**Given information**
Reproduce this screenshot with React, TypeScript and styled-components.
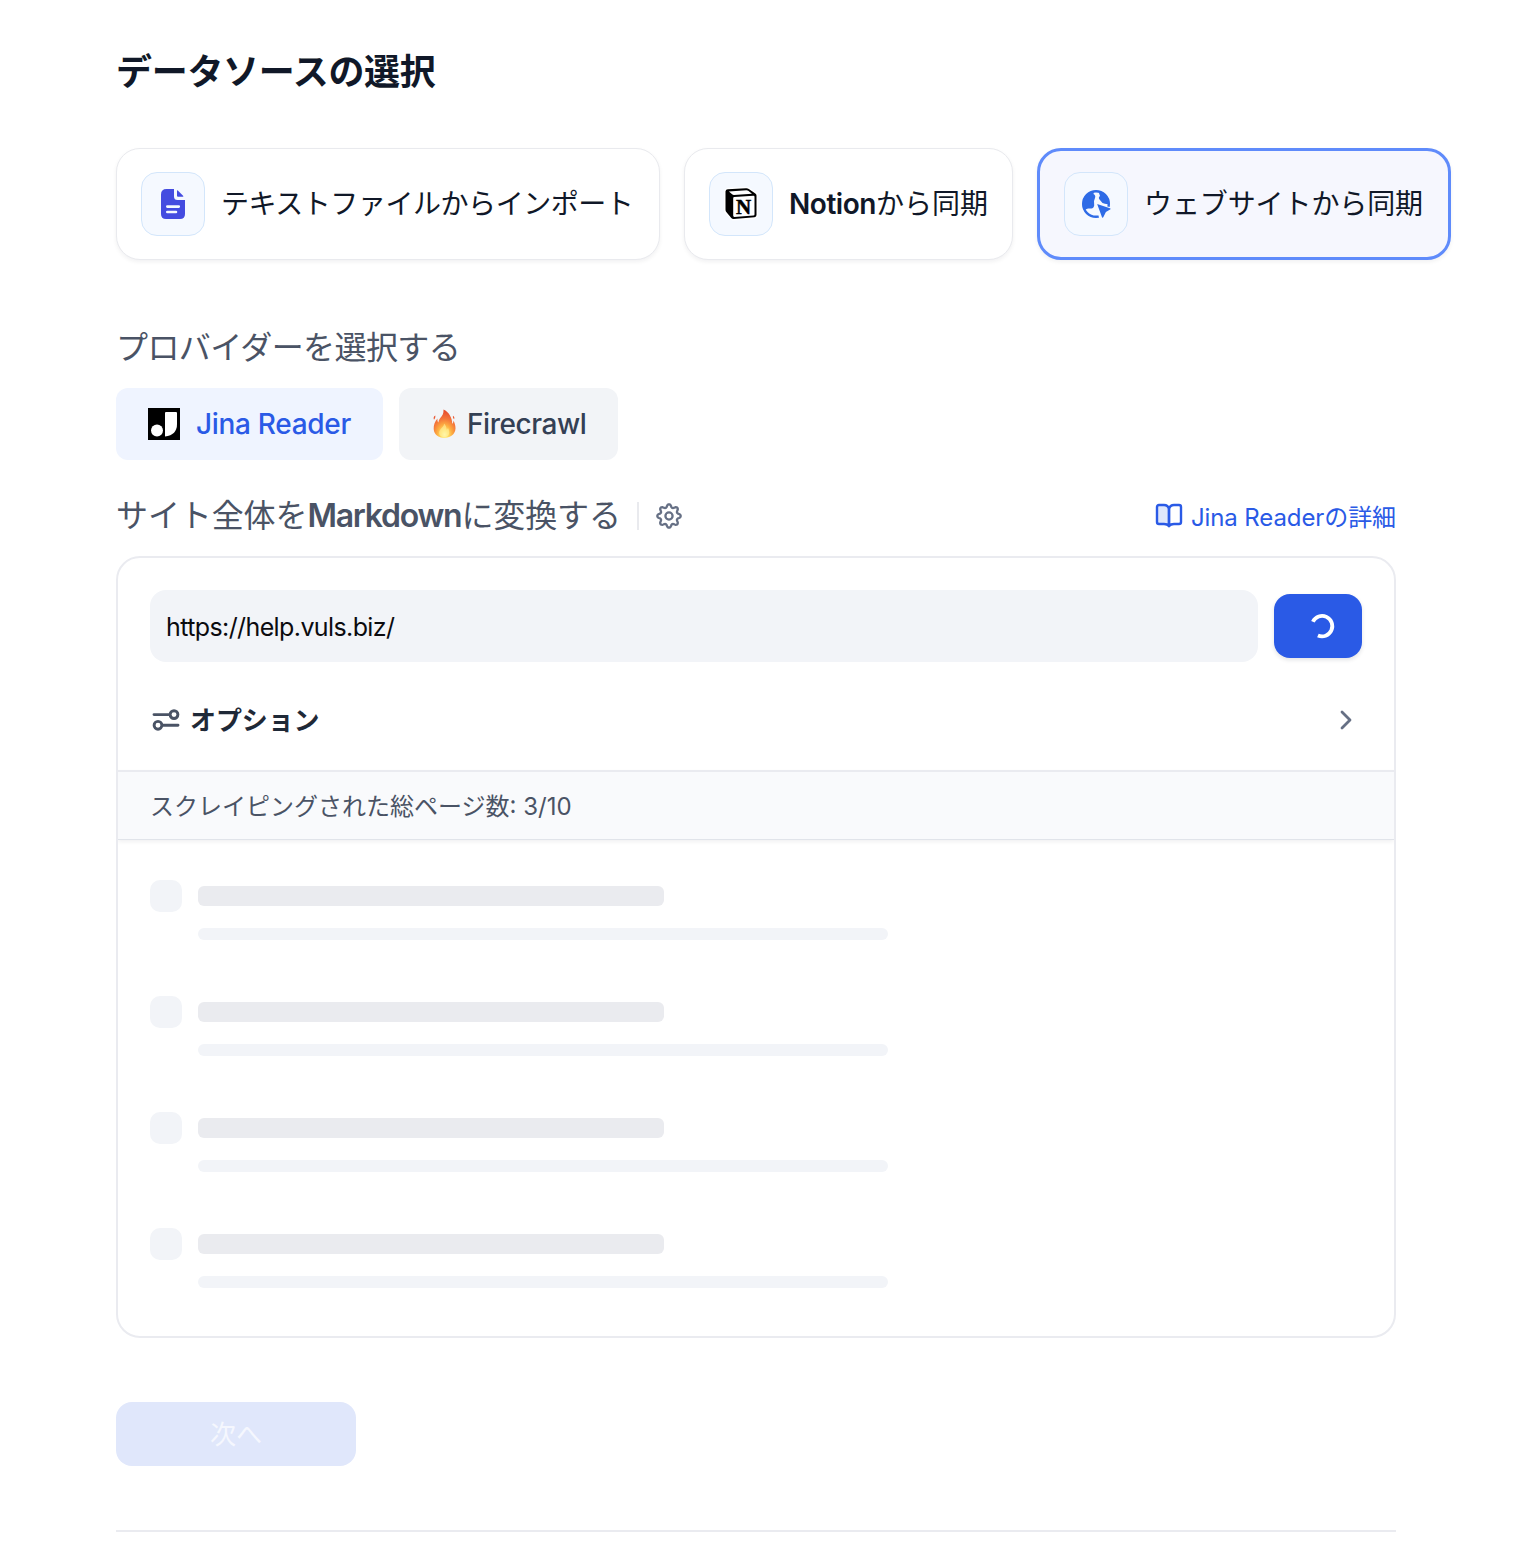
import React from "react";
import styled, { createGlobalStyle } from "styled-components";

const GlobalStyle = createGlobalStyle`
  * { box-sizing: border-box; }
  body {
    margin: 0;
    background: #fff;
    font-family: Inter, "Noto Sans CJK JP", sans-serif;
    overflow: hidden;
  }
  button, input { font: inherit; border: 0; }
`;

const Page = styled.main`
  width: 1524px;
  height: 1566px;
  padding: 48px 0 0 116px;
  background: #fff;
`;
const Content = styled.div`
  width: 1280px;
`;
const Label = styled.span<{ $track?: number; $shift?: number }>`
  display: block;
  white-space: nowrap;
  letter-spacing: ${(p) => p.$track ?? 0}px;
  transform: translateY(${(p) => p.$shift ?? 0}px);
`;
const Latin = styled.span<{ $track?: number; $weight?: number }>`
  letter-spacing: ${(p) => p.$track ?? 0}px;
  font-weight: ${(p) => p.$weight ?? 500};
`;
const Title = styled.h1`
  margin: 0;
  height: 48px;
  line-height: 48px;
  font-size: 36px;
  font-weight: 700;
  color: #101828;
`;
const Sources = styled.div`
  display: flex;
  gap: 24px;
  margin-top: 52px;
`;
const SourceCard = styled.div<{ $width: number; $active?: boolean }>`
  display: flex;
  flex: none;
  align-items: center;
  gap: 16px;
  width: ${(p) => p.$width}px;
  height: 112px;
  padding-left: 24px;
  border-radius: 24px;
  border: ${(p) => (p.$active ? "3px solid #5f8bfb" : "1px solid #e9eaee")};
  background: ${(p) => (p.$active ? "#f6f7fe" : "#fff")};
  box-shadow: 0 2px 4px rgba(16, 24, 40, 0.06);
  font-size: 28px;
  font-weight: 400;
  color: #101828;
`;
const IconTile = styled.div`
  display: flex;
  flex: none;
  align-items: center;
  justify-content: center;
  width: 64px;
  height: 64px;
  border: 1px solid #d3e6fb;
  border-radius: 16px;
  background: #f5f9ff;
`;
const SectionTitle = styled.h2`
  margin: 0;
  height: 48px;
  line-height: 48px;
  font-size: 32px;
  font-weight: 400;
  color: #4a5365;
`;
const ProviderSection = styled.section`
  margin-top: 64px;
`;
const Providers = styled.div`
  display: flex;
  gap: 16px;
  margin-top: 16px;
`;
const Provider = styled.button<{ $width: number; $gap: number; $active?: boolean }>`
  display: flex;
  align-items: center;
  gap: ${(p) => p.$gap}px;
  width: ${(p) => p.$width}px;
  height: 72px;
  padding: 0 0 0 32px;
  border-radius: 12px;
  background: ${(p) => (p.$active ? "#eff4ff" : "#f2f4f7")};
  color: ${(p) => (p.$active ? "#2a5ae6" : "#344054")};
  font-size: 28px;
  font-weight: 500;
`;
const CrawlHeader = styled.header`
  display: flex;
  align-items: center;
  height: 48px;
  margin-top: 32px;
`;
const Divider = styled.i`
  width: 2px;
  height: 28px;
  margin: 0 16px;
  background: #e9eaee;
`;
const DocsLink = styled.a`
  display: flex;
  align-items: center;
  gap: 8px;
  margin-left: auto;
  font-size: 24px;
  color: #2a5ae6;
`;
const Panel = styled.section`
  height: 782px;
  margin-top: 16px;
  border: 2px solid #eaebf0;
  border-radius: 24px;
  overflow: hidden;
`;
const UrlRow = styled.div`
  display: flex;
  align-items: center;
  gap: 16px;
  padding: 32px 32px 0;
`;
const UrlInput = styled.input`
  width: 1108px;
  height: 72px;
  padding: 1px 16px 0;
  border-radius: 16px;
  background: #f2f4f8;
  font-size: 25px;
  letter-spacing: -0.6px;
  color: #0b0b0f;
  outline: none;
`;
const RunButton = styled.button`
  display: flex;
  align-items: center;
  justify-content: center;
  width: 88px;
  height: 64px;
  padding: 0 0 0 8px;
  border-radius: 16px;
  background: #2a5ae6;
  box-shadow: 0 2px 4px rgba(16, 24, 40, 0.12);
`;
const OptionsRow = styled.div`
  display: flex;
  align-items: center;
  gap: 8px;
  height: 48px;
  margin-top: 34px;
  padding: 0 32px;
  font-size: 26px;
  font-weight: 700;
  color: #1f2937;
  > svg:last-child { margin-left: auto; }
`;
const Progress = styled.div`
  height: 70px;
  margin-top: 26px;
  padding-left: 32px;
  line-height: 68px;
  border-top: 2px solid #eaebf0;
  border-bottom: 1px solid #e1e4ea;
  background: #f9fafc;
  box-shadow: 0 2px 4px rgba(16, 24, 40, 0.06);
  font-size: 24px;
  color: #4a5365;
`;
const SkeletonList = styled.div`
  display: grid;
  gap: 56px;
  padding: 40px 32px 0;
`;
const SkeletonRow = styled.div`
  display: flex;
  gap: 16px;
  height: 60px;
`;
const SkeletonCheck = styled.div`
  width: 32px;
  height: 32px;
  border-radius: 10px;
  background: #f2f4f8;
`;
const SkeletonLines = styled.div`
  display: flex;
  flex-direction: column;
  gap: 22px;
  padding-top: 6px;
`;
const SkeletonBar = styled.div<{ $thin?: boolean }>`
  width: ${(p) => (p.$thin ? 690 : 466)}px;
  height: ${(p) => (p.$thin ? 12 : 20)}px;
  border-radius: 6px;
  background: ${(p) => (p.$thin ? "#f2f4f8" : "#eaebef")};
`;
const NextButton = styled.button`
  display: flex;
  align-items: center;
  justify-content: center;
  width: 240px;
  height: 64px;
  margin-top: 64px;
  border-radius: 16px;
  background: #e0e7fb;
  color: #f5f7fe;
  font-size: 26px;
  font-weight: 400;
`;
const BottomRule = styled.div`
  height: 2px;
  margin-top: 64px;
  background: #eaebf0;
`;

const FileIcon = () => (
  <svg width="24" height="30" viewBox="0 0 24 30">
    <path fill="#444ce0" fillRule="evenodd" d="M5.500 0H13v7.500Q13 11 16.500 11H24V25q0 5-5 5H5q-5 0-5-5V5.500Q0 0 5.500 0ZM6.300 16.300a1.300 1.300 0 0 0 0 2.600h11.500a1.300 1.300 0 0 0 0-2.600ZM6.300 21.700a1.300 1.300 0 0 0 0 2.600h8.700a1.300 1.300 0 0 0 0-2.600Z" />
    <path fill="#444ce0" d="M16 1.800q0-1 .8-.3l5.300 5.300q.8.900-.3.900H17q-1 0-1-1Z" />
  </svg>
);
const NotionIcon = () => (
  <svg width="34" height="34" viewBox="-1.500 -1 34 34">
    <path stroke="#fff" strokeWidth="3" strokeLinejoin="round" fill="#fff" d="M0 3.300 2 1.200 22 .4 31 6.200V28l-2 1.700L7 31 0 23.500Z" />
    <path d="M0 3.300Q.3 1.500 2.300 1.300L20.500.3q1.600-.1 2.800.7l6.200 4.200Q31 6.200 31 7.500V27q0 2-2 2.200L8.300 31q-1.600.1-2.500-1L.8 24Q0 23 0 21.500Z" />
    <path fill="#fff" d="m3.400 3.500 17.600-1.200q1 0 1.700.5l3.800 2.900L8.400 6.900q-1 0-1.800-.6ZM7.700 10.200q0-1.100 1.100-1.200L28 7.800q1 0 1 1V26.500q0 1-1.100 1.100L8.800 28.900q-1.100 0-1.100-1.100Z" />
    <text x="18.200" y="25.600" fontFamily="'Liberation Serif', serif" fontWeight="700" fontSize="21" textAnchor="middle" stroke="#000" strokeWidth=".5">N</text>
  </svg>
);
const GlobeIcon = () => (
  <svg width="30" height="30" viewBox="-1 -1 30 30">
    <circle cx="14" cy="14" r="12.800" fill="none" stroke="#2e6be6" strokeWidth="2.400" />
    <path fill="#2e6be6" d="M1.500 10C3 6 7 2 12 1.500l-.5 2.500q2.500 1.500 1.500 4l-1 3 .2 4.500q-.7 3.500-3.500 3L6 18.500 2 20Q-.5 15 1.500 10Z" />
    <path fill="#2e6be6" d="M16.500 1.500C23 2 27.500 8 27.500 14q-4 .500-7-1l-3-3.500q-1.500-2 .5-3.500Z" />
    <path fill="#f5f9ff" d="M14 14 30 17.500V30H17.500Z" />
    <path fill="#2e6be6" d="M15.500 15q-.8-.9.400-.7l12 4q1.200.5.200 1.200l-4.200 2.400-2.500 5.200q-.8 1.400-1.400.1Z" />
  </svg>
);
const JinaIcon = () => (
  <svg width="32" height="32" viewBox="0 0 32 32">
    <path d="M0 0h32v32H0z" />
    <circle cx="9" cy="22.500" r="6" fill="#fff" />
    <path fill="#fff" d="M17 5q0-1 1-1h10q1 0 1 1v11q0 11-12 12.500Z" />
  </svg>
);
const FireIcon = () => (
  <svg width="26" height="30" viewBox="0 0 26 30">
    <defs>
      <radialGradient id="flame" cx="50%" cy="88%" r="80%">
        <stop offset="0" stopColor="#fffbb8" />
        <stop offset=".2" stopColor="#ffe066" />
        <stop offset=".42" stopColor="#fdae42" />
        <stop offset=".7" stopColor="#f4763a" />
        <stop offset="1" stopColor="#e8502f" />
      </radialGradient>
    </defs>
    <path fill="url(#flame)" d="M12.500.5c.3 4-1.200 6.300-3.200 8.500-1 1.200-1.700 2.500-1.800 4.500-1-.7-1.200-2.200-1-4-2.500 2.800-4 6.300-3.800 10.500.3 5.500 4.800 9 10.500 9s11-3.500 11.300-9.500c.1-3-1-5.700-2-8 0 1.500-.4 2.500-1.300 3.300.2-5.800-3.200-11.800-8.700-14.300ZM4.300 6.500C2.600 7.500 2.300 9 3 10.700c1.200-1 1.500-2.500 1.300-4.200ZM22 6.800c-.4 1.500.1 2.700 1.100 3.500.6-1.400.2-2.700-1.100-3.500Z" />
    <path fill="#fff2a0" opacity=".6" d="M13 14.500c.3 3.500-4.500 5-4.800 9-.2 3.300 2.300 4.500 5 4.500s5-1.500 5-4.500c0-1.800-.5-3.200-1.200-4.500l-1.300 2c-.2-2.800-1-5-2.700-6.500Z" />
  </svg>
);

const gearOutline =
  Array.from({ length: 96 }, (_, i) => {
    const angle = (i / 96) * Math.PI * 2;
    const wave = Math.cos(angle * 8);
    const radius = 10.2 + 1.5 * Math.sign(wave) * Math.pow(Math.abs(wave), 0.7);
    return `${i ? "L" : "M"}${(14 + radius * Math.cos(angle)).toFixed(2)} ${(14 + radius * Math.sin(angle)).toFixed(2)}`;
  }).join("") + "Z";

const GearIcon = () => (
  <svg width="28" height="28" viewBox="0 0 28 28" fill="none" stroke="#667085" strokeWidth="2.300" strokeLinejoin="round">
    <path d={gearOutline} />
    <circle cx="14" cy="14" r="3.600" />
  </svg>
);
const BookIcon = () => (
  <svg width="28" height="26" viewBox="0 0 28 26" fill="none" stroke="#2a5ae6" strokeWidth="2.400" strokeLinecap="round" strokeLinejoin="round">
    <path fill="#dfe7fb" d="M14 6Q13 2 9 2H4Q2 2 2 4v15q0 2 2 2h5q3.500 0 5 2Z" />
    <path d="M14 23V6q1-4 5-4h5q2 0 2 2v15q0 2-2 2h-5q-3.500 0-5 2Z" />
  </svg>
);
const SpinnerIcon = () => (
  <svg width="28" height="28" viewBox="0 0 28 28" fill="none" stroke="#fff" strokeWidth="3.800">
    <path d="M4.900 9.700A10.200 10.200 0 1 1 9.900 23.400" />
  </svg>
);
const SlidersIcon = () => (
  <svg width="32" height="32" viewBox="0 0 32 32" fill="none" stroke="#4a5365" strokeWidth="2.900" strokeLinecap="round">
    <path d="M4 10.600h14.500M13.300 21.300H28" />
    <circle cx="24" cy="10.600" r="3.900" />
    <circle cx="8" cy="21.300" r="3.900" />
  </svg>
);
const ChevronIcon = () => (
  <svg width="32" height="32" viewBox="0 0 32 32" fill="none" stroke="#667085" strokeWidth="2.800" strokeLinecap="round" strokeLinejoin="round">
    <path d="m12 8 8 8-8 8" />
  </svg>
);

export default function App() {
  return (
    <>
      <GlobalStyle />
      <Page>
        <Content>
          <Title><Label $track={-0.3}>データソースの選択</Label></Title>
          <Sources>
            <SourceCard $width={544}>
              <IconTile><FileIcon /></IconTile>
              <Label $track={-0.45} $shift={-2}>テキストファイルからインポート</Label>
            </SourceCard>
            <SourceCard $width={329}>
              <IconTile><NotionIcon /></IconTile>
              <Label $shift={-2}><Latin $weight={600} $track={-0.45}>Notion</Latin>から同期</Label>
            </SourceCard>
            <SourceCard $width={414} $active>
              <IconTile><GlobeIcon /></IconTile>
              <Label $track={-0.1} $shift={-2}>ウェブサイトから同期</Label>
            </SourceCard>
          </Sources>
          <ProviderSection>
            <SectionTitle><Label $track={-0.6}>プロバイダーを選択する</Label></SectionTitle>
            <Providers>
              <Provider $width={267} $gap={16} $active><JinaIcon /><Label $track={-0.3}>Jina Reader</Label></Provider>
              <Provider $width={219} $gap={10}><FireIcon /><Label $track={-0.45}>Firecrawl</Label></Provider>
            </Providers>
          </ProviderSection>
          <CrawlHeader>
            <SectionTitle><Label $track={-0.1}>サイト全体を<Latin $weight={600} $track={-1.25}>Markdown</Latin>に変換する</Label></SectionTitle>
            <Divider />
            <GearIcon />
            <DocsLink><BookIcon /><Label $track={-0.1} $shift={-1}>Jina Readerの詳細</Label></DocsLink>
          </CrawlHeader>
          <Panel>
            <UrlRow>
              <UrlInput defaultValue="https://help.vuls.biz/" />
              <RunButton aria-label="実行中"><SpinnerIcon /></RunButton>
            </UrlRow>
            <OptionsRow><SlidersIcon /><Label $shift={-2} $track={-0.1}>オプション</Label><ChevronIcon /></OptionsRow>
            <Progress><Label $shift={1}>スクレイピングされた総ページ数: 3/10</Label></Progress>
            <SkeletonList>
              {[0, 1, 2, 3].map((row) => (
                <SkeletonRow key={row}>
                  <SkeletonCheck />
                  <SkeletonLines><SkeletonBar /><SkeletonBar $thin /></SkeletonLines>
                </SkeletonRow>
              ))}
            </SkeletonList>
          </Panel>
          <NextButton disabled><Label $shift={-2}>次へ</Label></NextButton>
          <BottomRule />
        </Content>
      </Page>
    </>
  );
}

**Prompt**
Filter the data for the string "React" and copy every line that has it.

**Correct answer**
Reproduce this screenshot with React, TypeScript and styled-components.
import React from "react";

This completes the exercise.